__AVAILABLE DATA__.
::::
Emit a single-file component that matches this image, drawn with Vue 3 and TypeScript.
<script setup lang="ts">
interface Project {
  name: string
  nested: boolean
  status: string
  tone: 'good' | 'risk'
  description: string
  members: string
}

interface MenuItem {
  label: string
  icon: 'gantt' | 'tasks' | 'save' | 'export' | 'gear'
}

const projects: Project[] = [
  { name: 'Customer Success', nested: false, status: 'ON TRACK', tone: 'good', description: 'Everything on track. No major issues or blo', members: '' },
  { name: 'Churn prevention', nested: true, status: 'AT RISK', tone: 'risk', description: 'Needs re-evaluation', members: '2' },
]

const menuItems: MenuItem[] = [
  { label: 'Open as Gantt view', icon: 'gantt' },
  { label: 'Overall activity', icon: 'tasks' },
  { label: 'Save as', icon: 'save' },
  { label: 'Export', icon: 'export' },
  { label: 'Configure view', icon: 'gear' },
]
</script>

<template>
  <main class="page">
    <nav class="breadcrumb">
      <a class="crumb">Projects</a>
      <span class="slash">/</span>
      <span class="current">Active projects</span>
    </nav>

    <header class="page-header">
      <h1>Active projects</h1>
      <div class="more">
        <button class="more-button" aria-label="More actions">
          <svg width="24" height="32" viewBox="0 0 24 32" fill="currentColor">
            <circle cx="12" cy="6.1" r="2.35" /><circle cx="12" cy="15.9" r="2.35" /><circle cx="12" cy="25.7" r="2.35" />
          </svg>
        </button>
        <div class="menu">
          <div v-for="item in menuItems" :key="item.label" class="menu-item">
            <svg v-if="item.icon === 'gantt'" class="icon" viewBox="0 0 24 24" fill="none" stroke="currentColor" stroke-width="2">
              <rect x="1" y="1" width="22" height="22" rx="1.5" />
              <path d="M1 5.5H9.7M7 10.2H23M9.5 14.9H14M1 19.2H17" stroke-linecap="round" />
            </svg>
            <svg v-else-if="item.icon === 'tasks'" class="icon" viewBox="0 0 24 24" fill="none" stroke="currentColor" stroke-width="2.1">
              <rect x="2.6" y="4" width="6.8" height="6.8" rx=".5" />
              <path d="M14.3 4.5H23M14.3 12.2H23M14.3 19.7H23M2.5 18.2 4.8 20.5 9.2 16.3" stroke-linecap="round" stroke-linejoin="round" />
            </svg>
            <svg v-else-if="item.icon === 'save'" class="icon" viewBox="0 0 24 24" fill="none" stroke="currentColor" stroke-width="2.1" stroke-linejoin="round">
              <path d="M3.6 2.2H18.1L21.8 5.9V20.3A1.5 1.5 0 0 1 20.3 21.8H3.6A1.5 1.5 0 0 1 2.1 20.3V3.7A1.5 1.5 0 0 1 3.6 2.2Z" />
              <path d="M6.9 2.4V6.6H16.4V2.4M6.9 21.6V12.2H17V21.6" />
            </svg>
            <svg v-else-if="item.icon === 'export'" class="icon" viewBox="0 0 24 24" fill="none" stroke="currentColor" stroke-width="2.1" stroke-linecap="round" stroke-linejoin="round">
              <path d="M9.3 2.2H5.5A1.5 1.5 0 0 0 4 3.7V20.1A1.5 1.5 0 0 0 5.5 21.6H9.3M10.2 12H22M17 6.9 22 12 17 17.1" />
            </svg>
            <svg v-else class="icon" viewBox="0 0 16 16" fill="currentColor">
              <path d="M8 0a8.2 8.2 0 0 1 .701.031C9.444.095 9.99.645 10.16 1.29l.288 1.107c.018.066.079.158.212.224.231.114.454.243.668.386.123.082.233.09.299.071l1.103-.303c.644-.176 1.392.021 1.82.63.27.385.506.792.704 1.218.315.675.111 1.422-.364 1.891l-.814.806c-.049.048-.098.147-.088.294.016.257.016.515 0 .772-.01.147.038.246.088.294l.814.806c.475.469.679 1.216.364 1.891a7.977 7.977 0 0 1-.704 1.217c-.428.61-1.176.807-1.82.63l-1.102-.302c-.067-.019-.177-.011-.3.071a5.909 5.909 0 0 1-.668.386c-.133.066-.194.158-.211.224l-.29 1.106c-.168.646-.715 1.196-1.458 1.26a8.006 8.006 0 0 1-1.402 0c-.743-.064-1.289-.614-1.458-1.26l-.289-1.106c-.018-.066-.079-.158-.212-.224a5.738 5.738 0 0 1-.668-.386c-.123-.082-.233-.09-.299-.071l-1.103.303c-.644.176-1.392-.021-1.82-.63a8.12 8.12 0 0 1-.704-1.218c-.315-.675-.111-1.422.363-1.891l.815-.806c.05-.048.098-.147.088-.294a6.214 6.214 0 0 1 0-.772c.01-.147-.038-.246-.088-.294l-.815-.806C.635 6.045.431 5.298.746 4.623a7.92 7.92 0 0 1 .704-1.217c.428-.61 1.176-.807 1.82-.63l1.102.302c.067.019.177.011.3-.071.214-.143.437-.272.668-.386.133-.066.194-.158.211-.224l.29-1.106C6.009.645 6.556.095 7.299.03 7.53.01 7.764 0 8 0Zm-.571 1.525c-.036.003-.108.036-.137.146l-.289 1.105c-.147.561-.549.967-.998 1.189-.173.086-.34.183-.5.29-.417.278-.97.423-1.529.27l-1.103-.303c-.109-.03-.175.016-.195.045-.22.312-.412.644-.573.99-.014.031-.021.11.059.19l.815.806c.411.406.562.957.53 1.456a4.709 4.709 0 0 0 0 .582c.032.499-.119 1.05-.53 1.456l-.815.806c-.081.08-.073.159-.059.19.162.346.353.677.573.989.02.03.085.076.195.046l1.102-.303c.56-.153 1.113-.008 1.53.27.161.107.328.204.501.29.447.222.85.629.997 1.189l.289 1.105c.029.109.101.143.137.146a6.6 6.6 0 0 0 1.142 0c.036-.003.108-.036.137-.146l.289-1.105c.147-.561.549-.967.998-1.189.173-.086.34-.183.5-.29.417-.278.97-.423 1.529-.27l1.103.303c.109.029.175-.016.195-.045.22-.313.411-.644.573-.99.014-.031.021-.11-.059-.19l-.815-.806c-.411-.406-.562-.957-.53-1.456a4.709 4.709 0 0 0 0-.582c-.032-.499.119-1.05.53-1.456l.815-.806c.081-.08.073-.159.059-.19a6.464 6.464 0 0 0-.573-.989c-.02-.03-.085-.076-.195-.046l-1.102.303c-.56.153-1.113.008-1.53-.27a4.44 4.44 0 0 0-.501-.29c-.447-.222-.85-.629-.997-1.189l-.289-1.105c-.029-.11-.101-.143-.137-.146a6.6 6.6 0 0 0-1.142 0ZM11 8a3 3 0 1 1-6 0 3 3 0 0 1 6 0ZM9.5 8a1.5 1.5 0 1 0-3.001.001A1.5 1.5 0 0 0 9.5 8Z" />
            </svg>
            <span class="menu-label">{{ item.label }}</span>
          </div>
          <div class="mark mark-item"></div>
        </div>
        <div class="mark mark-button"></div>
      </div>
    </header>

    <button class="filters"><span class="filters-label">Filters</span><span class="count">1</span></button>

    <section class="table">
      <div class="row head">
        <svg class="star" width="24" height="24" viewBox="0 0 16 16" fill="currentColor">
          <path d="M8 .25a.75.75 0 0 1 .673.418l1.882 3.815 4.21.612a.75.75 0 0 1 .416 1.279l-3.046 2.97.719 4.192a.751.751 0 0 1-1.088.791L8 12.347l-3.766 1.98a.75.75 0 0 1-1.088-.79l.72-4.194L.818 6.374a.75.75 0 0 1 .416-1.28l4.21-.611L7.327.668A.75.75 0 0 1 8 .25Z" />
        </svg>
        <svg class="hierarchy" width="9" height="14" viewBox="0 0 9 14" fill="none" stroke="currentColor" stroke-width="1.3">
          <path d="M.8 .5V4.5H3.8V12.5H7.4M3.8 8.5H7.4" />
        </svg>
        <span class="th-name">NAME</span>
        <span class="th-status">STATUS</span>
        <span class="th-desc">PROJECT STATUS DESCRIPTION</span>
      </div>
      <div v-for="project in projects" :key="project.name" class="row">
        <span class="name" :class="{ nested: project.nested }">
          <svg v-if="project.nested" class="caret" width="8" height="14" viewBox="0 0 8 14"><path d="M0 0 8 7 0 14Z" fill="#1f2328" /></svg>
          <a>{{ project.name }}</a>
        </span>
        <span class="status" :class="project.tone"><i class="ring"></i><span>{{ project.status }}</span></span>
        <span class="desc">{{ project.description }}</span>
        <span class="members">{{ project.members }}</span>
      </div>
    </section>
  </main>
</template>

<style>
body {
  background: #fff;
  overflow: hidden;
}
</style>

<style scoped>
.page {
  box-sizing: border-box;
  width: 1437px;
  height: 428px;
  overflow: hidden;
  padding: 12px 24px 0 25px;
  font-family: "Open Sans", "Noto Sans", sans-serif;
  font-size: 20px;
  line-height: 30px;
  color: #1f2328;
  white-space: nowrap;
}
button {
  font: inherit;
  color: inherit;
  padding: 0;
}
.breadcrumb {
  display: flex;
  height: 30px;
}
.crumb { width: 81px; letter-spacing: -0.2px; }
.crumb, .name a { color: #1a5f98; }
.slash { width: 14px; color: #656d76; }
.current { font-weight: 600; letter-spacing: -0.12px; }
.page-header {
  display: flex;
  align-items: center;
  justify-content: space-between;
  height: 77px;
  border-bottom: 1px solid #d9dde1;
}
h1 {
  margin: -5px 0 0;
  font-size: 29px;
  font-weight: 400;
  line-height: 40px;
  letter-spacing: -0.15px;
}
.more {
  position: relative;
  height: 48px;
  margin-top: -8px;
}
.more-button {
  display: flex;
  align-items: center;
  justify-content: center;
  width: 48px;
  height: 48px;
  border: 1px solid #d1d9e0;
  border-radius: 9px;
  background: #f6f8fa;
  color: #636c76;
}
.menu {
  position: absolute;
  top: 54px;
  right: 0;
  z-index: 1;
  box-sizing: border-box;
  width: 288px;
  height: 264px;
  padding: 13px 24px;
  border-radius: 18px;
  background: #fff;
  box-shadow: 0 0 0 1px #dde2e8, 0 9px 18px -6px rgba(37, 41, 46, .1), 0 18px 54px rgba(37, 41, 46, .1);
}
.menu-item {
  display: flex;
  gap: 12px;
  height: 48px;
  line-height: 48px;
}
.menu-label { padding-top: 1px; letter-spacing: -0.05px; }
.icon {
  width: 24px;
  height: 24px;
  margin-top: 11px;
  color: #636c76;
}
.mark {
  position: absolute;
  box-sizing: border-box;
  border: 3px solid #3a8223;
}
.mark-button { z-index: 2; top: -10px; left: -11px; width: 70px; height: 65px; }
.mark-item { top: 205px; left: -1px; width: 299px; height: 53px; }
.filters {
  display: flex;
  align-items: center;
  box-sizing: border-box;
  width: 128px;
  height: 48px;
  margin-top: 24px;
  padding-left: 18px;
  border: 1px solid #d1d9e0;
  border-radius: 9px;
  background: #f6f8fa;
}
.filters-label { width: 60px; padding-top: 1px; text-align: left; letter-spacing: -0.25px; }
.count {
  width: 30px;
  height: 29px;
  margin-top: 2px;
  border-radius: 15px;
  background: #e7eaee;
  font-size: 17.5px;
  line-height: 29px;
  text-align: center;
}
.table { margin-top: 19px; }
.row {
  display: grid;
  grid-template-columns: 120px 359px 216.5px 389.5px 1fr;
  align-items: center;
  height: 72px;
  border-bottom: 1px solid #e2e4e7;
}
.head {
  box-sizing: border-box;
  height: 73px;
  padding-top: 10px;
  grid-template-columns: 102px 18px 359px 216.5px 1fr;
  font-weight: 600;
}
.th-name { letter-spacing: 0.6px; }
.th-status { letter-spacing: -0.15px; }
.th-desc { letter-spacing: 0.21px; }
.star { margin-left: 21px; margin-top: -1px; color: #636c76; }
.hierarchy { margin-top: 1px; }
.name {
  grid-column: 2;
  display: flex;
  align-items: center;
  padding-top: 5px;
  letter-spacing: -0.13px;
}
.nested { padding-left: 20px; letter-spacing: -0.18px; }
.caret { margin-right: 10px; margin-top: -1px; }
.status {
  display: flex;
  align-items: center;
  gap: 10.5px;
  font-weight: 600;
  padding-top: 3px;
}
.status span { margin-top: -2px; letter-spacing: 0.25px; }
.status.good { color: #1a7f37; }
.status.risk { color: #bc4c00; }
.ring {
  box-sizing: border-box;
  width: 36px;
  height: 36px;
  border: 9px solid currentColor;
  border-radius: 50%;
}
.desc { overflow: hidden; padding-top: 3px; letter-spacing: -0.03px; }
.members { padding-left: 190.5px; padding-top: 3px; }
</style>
::::
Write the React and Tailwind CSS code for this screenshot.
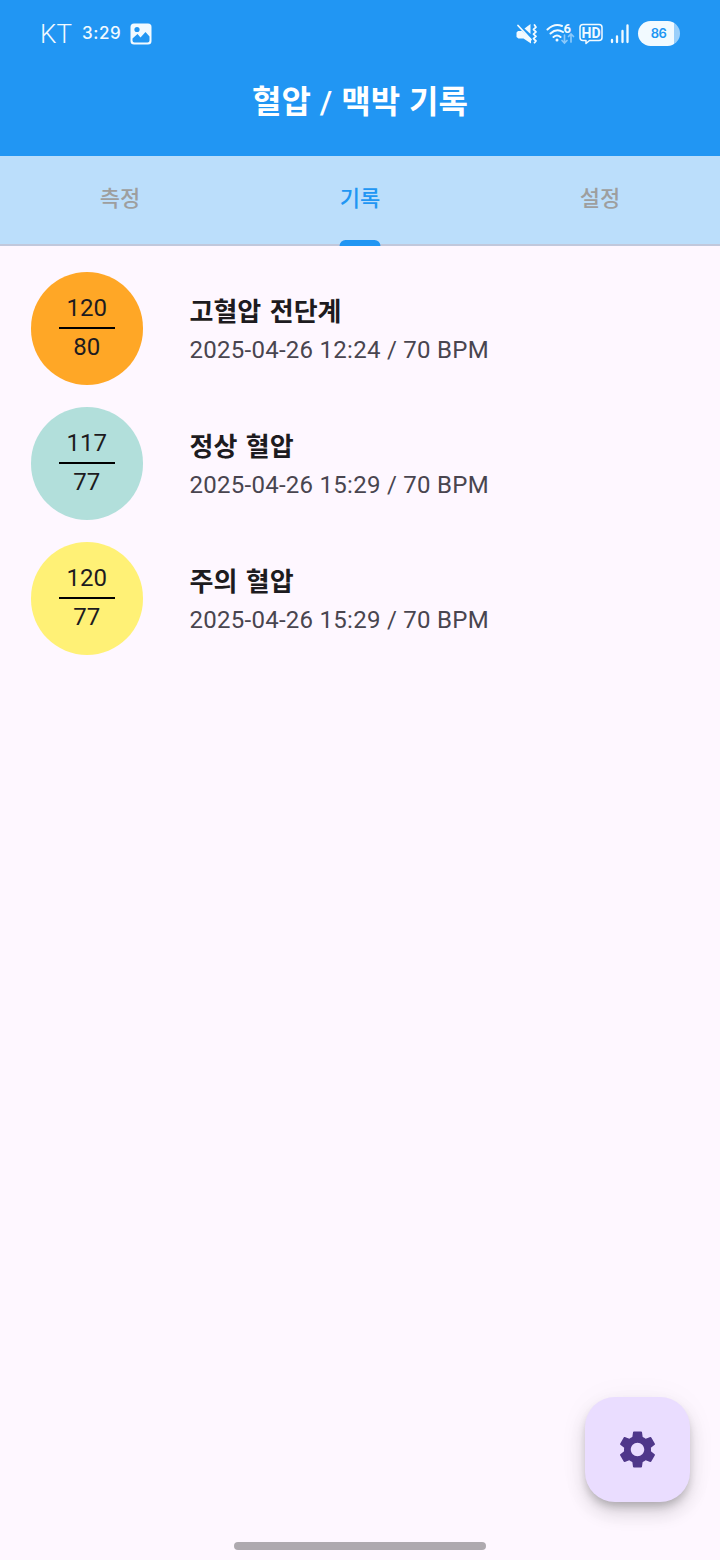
::::
__WORK TO COMPLETE__.
Report back each line of the entries that holds the string "this".

__RIGHT ANSWER__.
Emit a single-file component that matches this image, drawn with Vue 3 and TypeScript.
Write the React and Tailwind CSS code for this screenshot.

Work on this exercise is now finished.